[EXERCISE OBJECTIVE]
Repeat the records verbatim and leave the pictures out of your copy.

━━━ EXCERPTED DATA ━━━

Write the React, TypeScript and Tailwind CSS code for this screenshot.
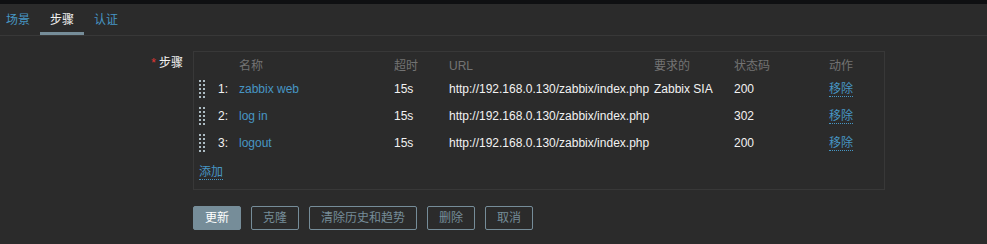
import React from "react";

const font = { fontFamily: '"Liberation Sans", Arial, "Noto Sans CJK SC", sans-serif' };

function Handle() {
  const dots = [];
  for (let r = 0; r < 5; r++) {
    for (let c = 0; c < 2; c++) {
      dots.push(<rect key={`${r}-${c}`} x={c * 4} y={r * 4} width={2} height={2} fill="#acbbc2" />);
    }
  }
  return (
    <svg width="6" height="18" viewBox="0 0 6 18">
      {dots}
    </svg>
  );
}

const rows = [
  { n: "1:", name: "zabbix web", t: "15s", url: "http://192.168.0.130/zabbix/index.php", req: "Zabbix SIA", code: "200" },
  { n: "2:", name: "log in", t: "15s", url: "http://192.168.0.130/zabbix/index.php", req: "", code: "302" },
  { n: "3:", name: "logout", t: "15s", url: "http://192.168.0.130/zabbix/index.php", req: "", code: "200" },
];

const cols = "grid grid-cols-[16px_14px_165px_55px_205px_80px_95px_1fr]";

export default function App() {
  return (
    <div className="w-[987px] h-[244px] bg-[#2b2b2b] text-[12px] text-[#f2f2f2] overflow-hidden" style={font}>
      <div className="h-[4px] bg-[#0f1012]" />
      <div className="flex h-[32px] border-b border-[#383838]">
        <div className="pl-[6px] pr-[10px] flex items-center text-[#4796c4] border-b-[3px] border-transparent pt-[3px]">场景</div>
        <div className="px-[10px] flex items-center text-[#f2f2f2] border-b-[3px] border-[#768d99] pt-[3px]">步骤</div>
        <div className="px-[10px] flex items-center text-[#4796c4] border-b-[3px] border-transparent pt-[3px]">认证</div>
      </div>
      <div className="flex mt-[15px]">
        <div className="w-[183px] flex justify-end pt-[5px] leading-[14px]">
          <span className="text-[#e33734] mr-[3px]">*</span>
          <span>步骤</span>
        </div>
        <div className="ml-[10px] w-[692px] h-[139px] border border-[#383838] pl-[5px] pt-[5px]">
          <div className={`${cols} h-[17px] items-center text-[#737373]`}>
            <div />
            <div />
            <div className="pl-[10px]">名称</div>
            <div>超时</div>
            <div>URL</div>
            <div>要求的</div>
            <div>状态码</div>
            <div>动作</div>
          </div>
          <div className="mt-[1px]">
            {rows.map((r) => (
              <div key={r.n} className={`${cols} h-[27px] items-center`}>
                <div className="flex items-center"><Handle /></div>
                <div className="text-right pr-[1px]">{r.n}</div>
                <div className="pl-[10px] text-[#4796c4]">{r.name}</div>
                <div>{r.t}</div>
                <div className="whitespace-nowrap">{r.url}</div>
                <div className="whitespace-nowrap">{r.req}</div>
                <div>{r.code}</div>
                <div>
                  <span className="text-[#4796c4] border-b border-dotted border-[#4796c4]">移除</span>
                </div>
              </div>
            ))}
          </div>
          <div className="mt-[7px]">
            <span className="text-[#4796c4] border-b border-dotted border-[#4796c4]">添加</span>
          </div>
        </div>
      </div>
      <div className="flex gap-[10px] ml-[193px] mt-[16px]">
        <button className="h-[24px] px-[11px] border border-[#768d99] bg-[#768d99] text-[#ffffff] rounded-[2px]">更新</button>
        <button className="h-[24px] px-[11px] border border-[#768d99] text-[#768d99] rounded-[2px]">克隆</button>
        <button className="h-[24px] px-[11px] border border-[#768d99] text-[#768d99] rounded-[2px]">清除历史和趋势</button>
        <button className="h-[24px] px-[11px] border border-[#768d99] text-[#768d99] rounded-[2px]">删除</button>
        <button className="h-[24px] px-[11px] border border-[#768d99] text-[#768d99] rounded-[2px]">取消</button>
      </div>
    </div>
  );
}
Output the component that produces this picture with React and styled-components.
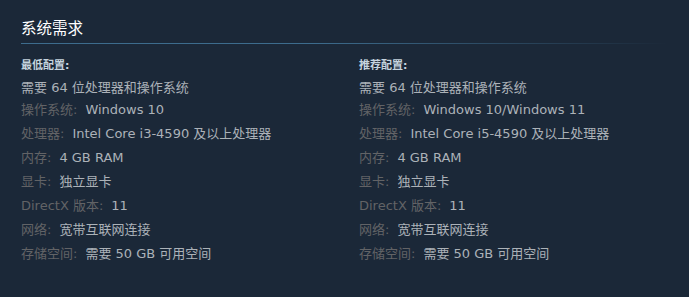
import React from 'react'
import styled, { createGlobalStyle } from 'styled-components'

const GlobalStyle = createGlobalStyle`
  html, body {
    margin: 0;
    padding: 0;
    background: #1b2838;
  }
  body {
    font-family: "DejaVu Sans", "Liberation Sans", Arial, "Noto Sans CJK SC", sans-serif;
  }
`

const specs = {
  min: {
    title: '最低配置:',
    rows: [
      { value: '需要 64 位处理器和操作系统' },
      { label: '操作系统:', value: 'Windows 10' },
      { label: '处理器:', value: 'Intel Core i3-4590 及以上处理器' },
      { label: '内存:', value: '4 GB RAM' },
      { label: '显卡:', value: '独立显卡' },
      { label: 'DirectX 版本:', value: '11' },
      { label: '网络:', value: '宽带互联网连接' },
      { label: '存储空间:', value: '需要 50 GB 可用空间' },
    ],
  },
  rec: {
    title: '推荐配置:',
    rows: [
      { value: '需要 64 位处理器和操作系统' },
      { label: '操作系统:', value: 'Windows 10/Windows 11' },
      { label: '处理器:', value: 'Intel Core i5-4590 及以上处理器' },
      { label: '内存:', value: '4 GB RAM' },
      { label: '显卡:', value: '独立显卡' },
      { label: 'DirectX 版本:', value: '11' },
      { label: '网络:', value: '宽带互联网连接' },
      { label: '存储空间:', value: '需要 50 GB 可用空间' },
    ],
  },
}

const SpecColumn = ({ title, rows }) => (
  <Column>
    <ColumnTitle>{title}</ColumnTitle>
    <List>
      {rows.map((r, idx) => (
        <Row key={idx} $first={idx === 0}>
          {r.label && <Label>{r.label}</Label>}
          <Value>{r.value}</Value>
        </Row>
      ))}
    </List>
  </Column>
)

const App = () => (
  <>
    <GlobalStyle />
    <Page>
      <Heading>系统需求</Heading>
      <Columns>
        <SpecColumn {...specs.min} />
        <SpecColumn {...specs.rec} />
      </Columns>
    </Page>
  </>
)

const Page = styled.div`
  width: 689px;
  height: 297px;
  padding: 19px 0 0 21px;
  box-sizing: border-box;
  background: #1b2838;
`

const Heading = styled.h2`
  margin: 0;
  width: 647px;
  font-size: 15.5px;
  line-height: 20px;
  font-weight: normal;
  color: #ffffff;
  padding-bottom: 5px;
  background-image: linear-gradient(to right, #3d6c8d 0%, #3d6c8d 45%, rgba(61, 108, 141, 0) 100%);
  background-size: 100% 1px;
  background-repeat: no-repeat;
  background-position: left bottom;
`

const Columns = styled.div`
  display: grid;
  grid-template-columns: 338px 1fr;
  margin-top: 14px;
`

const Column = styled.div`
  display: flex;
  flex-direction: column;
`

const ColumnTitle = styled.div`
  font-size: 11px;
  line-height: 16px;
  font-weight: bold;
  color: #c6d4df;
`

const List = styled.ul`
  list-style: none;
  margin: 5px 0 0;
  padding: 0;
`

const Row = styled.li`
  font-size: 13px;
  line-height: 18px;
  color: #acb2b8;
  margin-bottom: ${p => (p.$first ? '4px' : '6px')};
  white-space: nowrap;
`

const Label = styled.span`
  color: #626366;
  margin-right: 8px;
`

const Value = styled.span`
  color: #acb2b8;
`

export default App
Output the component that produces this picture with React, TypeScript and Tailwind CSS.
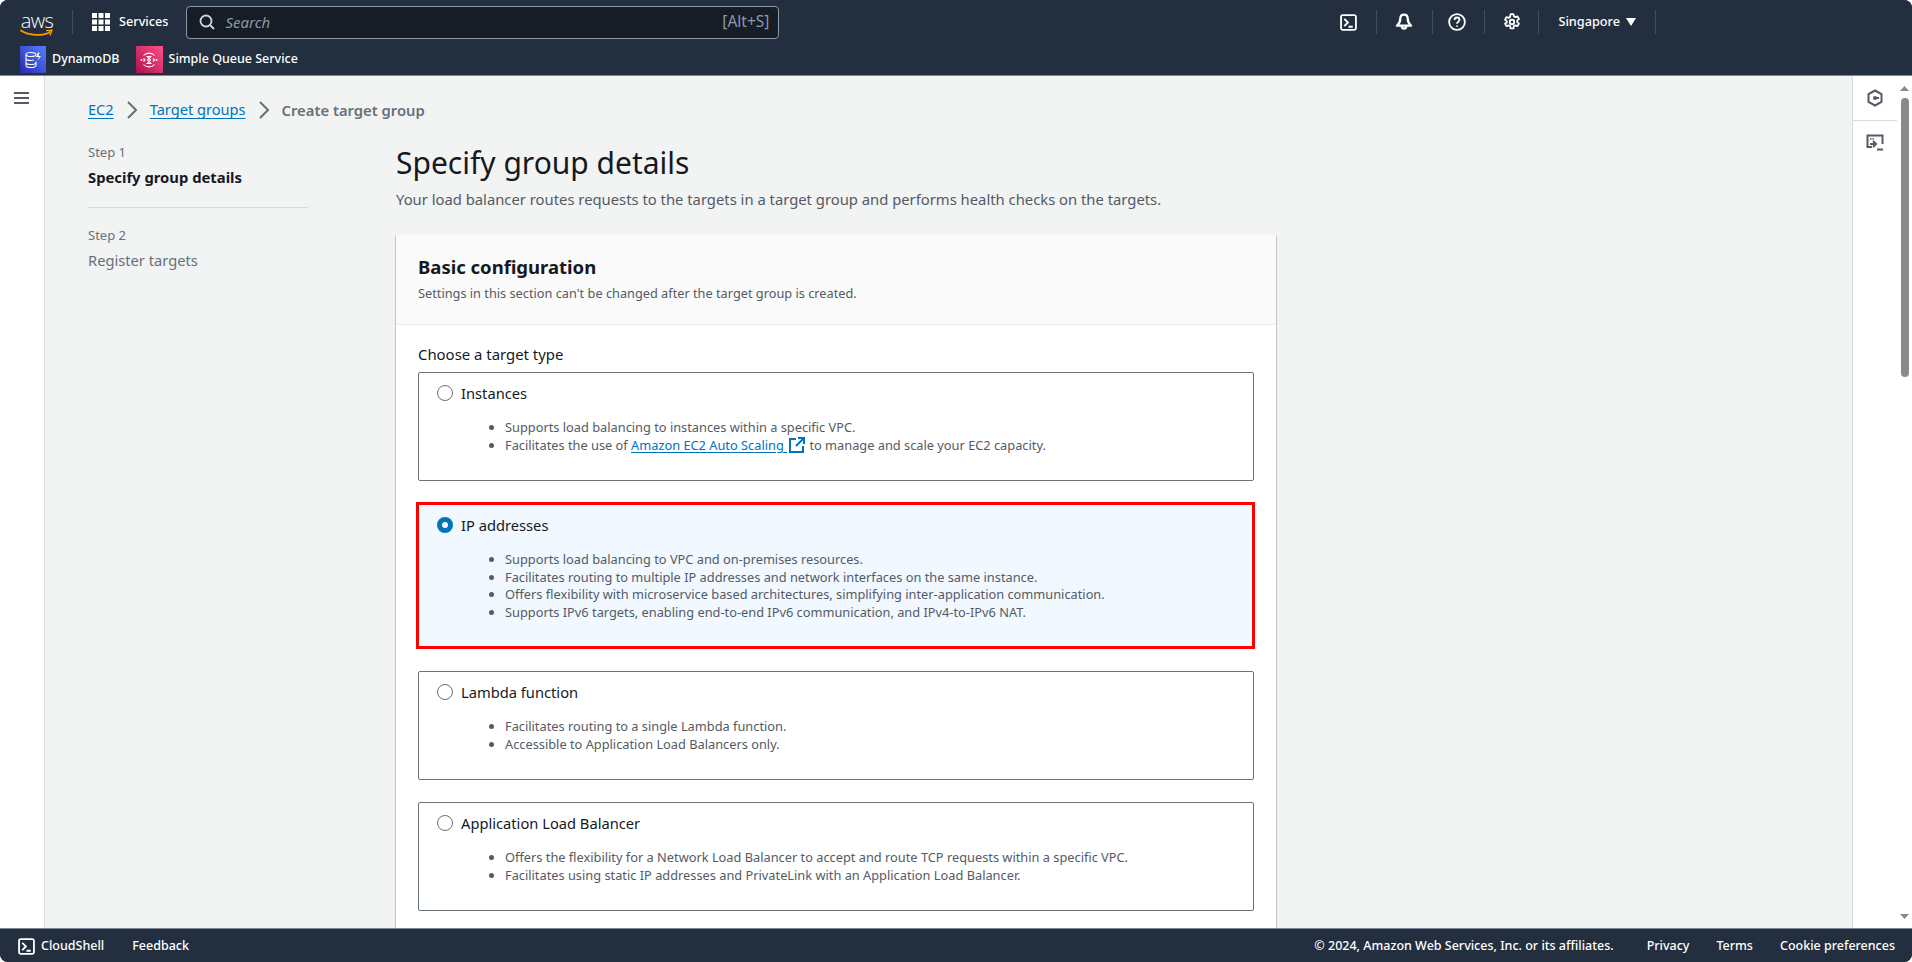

━━━

[RESULT OF THIS TASK]
Write the React, TypeScript and Tailwind CSS code for this screenshot.
import React from "react";

const font = { fontFamily: '"Liberation Sans", Arial, "Noto Sans CJK SC", sans-serif' };

function Handle() {
  const dots = [];
  for (let r = 0; r < 5; r++) {
    for (let c = 0; c < 2; c++) {
      dots.push(<rect key={`${r}-${c}`} x={c * 4} y={r * 4} width={2} height={2} fill="#acbbc2" />);
    }
  }
  return (
    <svg width="6" height="18" viewBox="0 0 6 18">
      {dots}
    </svg>
  );
}

const rows = [
  { n: "1:", name: "zabbix web", t: "15s", url: "http://192.168.0.130/zabbix/index.php", req: "Zabbix SIA", code: "200" },
  { n: "2:", name: "log in", t: "15s", url: "http://192.168.0.130/zabbix/index.php", req: "", code: "302" },
  { n: "3:", name: "logout", t: "15s", url: "http://192.168.0.130/zabbix/index.php", req: "", code: "200" },
];

const cols = "grid grid-cols-[16px_14px_165px_55px_205px_80px_95px_1fr]";

export default function App() {
  return (
    <div className="w-[987px] h-[244px] bg-[#2b2b2b] text-[12px] text-[#f2f2f2] overflow-hidden" style={font}>
      <div className="h-[4px] bg-[#0f1012]" />
      <div className="flex h-[32px] border-b border-[#383838]">
        <div className="pl-[6px] pr-[10px] flex items-center text-[#4796c4] border-b-[3px] border-transparent pt-[3px]">场景</div>
        <div className="px-[10px] flex items-center text-[#f2f2f2] border-b-[3px] border-[#768d99] pt-[3px]">步骤</div>
        <div className="px-[10px] flex items-center text-[#4796c4] border-b-[3px] border-transparent pt-[3px]">认证</div>
      </div>
      <div className="flex mt-[15px]">
        <div className="w-[183px] flex justify-end pt-[5px] leading-[14px]">
          <span className="text-[#e33734] mr-[3px]">*</span>
          <span>步骤</span>
        </div>
        <div className="ml-[10px] w-[692px] h-[139px] border border-[#383838] pl-[5px] pt-[5px]">
          <div className={`${cols} h-[17px] items-center text-[#737373]`}>
            <div />
            <div />
            <div className="pl-[10px]">名称</div>
            <div>超时</div>
            <div>URL</div>
            <div>要求的</div>
            <div>状态码</div>
            <div>动作</div>
          </div>
          <div className="mt-[1px]">
            {rows.map((r) => (
              <div key={r.n} className={`${cols} h-[27px] items-center`}>
                <div className="flex items-center"><Handle /></div>
                <div className="text-right pr-[1px]">{r.n}</div>
                <div className="pl-[10px] text-[#4796c4]">{r.name}</div>
                <div>{r.t}</div>
                <div className="whitespace-nowrap">{r.url}</div>
                <div className="whitespace-nowrap">{r.req}</div>
                <div>{r.code}</div>
                <div>
                  <span className="text-[#4796c4] border-b border-dotted border-[#4796c4]">移除</span>
                </div>
              </div>
            ))}
          </div>
          <div className="mt-[7px]">
            <span className="text-[#4796c4] border-b border-dotted border-[#4796c4]">添加</span>
          </div>
        </div>
      </div>
      <div className="flex gap-[10px] ml-[193px] mt-[16px]">
        <button className="h-[24px] px-[11px] border border-[#768d99] bg-[#768d99] text-[#ffffff] rounded-[2px]">更新</button>
        <button className="h-[24px] px-[11px] border border-[#768d99] text-[#768d99] rounded-[2px]">克隆</button>
        <button className="h-[24px] px-[11px] border border-[#768d99] text-[#768d99] rounded-[2px]">清除历史和趋势</button>
        <button className="h-[24px] px-[11px] border border-[#768d99] text-[#768d99] rounded-[2px]">删除</button>
        <button className="h-[24px] px-[11px] border border-[#768d99] text-[#768d99] rounded-[2px]">取消</button>
      </div>
    </div>
  );
}
Output the component that produces this picture with React and styled-components.
import React from 'react'
import styled, { createGlobalStyle } from 'styled-components'

const GlobalStyle = createGlobalStyle`
  html, body {
    margin: 0;
    padding: 0;
    background: #1b2838;
  }
  body {
    font-family: "DejaVu Sans", "Liberation Sans", Arial, "Noto Sans CJK SC", sans-serif;
  }
`

const specs = {
  min: {
    title: '最低配置:',
    rows: [
      { value: '需要 64 位处理器和操作系统' },
      { label: '操作系统:', value: 'Windows 10' },
      { label: '处理器:', value: 'Intel Core i3-4590 及以上处理器' },
      { label: '内存:', value: '4 GB RAM' },
      { label: '显卡:', value: '独立显卡' },
      { label: 'DirectX 版本:', value: '11' },
      { label: '网络:', value: '宽带互联网连接' },
      { label: '存储空间:', value: '需要 50 GB 可用空间' },
    ],
  },
  rec: {
    title: '推荐配置:',
    rows: [
      { value: '需要 64 位处理器和操作系统' },
      { label: '操作系统:', value: 'Windows 10/Windows 11' },
      { label: '处理器:', value: 'Intel Core i5-4590 及以上处理器' },
      { label: '内存:', value: '4 GB RAM' },
      { label: '显卡:', value: '独立显卡' },
      { label: 'DirectX 版本:', value: '11' },
      { label: '网络:', value: '宽带互联网连接' },
      { label: '存储空间:', value: '需要 50 GB 可用空间' },
    ],
  },
}

const SpecColumn = ({ title, rows }) => (
  <Column>
    <ColumnTitle>{title}</ColumnTitle>
    <List>
      {rows.map((r, idx) => (
        <Row key={idx} $first={idx === 0}>
          {r.label && <Label>{r.label}</Label>}
          <Value>{r.value}</Value>
        </Row>
      ))}
    </List>
  </Column>
)

const App = () => (
  <>
    <GlobalStyle />
    <Page>
      <Heading>系统需求</Heading>
      <Columns>
        <SpecColumn {...specs.min} />
        <SpecColumn {...specs.rec} />
      </Columns>
    </Page>
  </>
)

const Page = styled.div`
  width: 689px;
  height: 297px;
  padding: 19px 0 0 21px;
  box-sizing: border-box;
  background: #1b2838;
`

const Heading = styled.h2`
  margin: 0;
  width: 647px;
  font-size: 15.5px;
  line-height: 20px;
  font-weight: normal;
  color: #ffffff;
  padding-bottom: 5px;
  background-image: linear-gradient(to right, #3d6c8d 0%, #3d6c8d 45%, rgba(61, 108, 141, 0) 100%);
  background-size: 100% 1px;
  background-repeat: no-repeat;
  background-position: left bottom;
`

const Columns = styled.div`
  display: grid;
  grid-template-columns: 338px 1fr;
  margin-top: 14px;
`

const Column = styled.div`
  display: flex;
  flex-direction: column;
`

const ColumnTitle = styled.div`
  font-size: 11px;
  line-height: 16px;
  font-weight: bold;
  color: #c6d4df;
`

const List = styled.ul`
  list-style: none;
  margin: 5px 0 0;
  padding: 0;
`

const Row = styled.li`
  font-size: 13px;
  line-height: 18px;
  color: #acb2b8;
  margin-bottom: ${p => (p.$first ? '4px' : '6px')};
  white-space: nowrap;
`

const Label = styled.span`
  color: #626366;
  margin-right: 8px;
`

const Value = styled.span`
  color: #acb2b8;
`

export default App
Output the component that produces this picture with React, TypeScript and Tailwind CSS.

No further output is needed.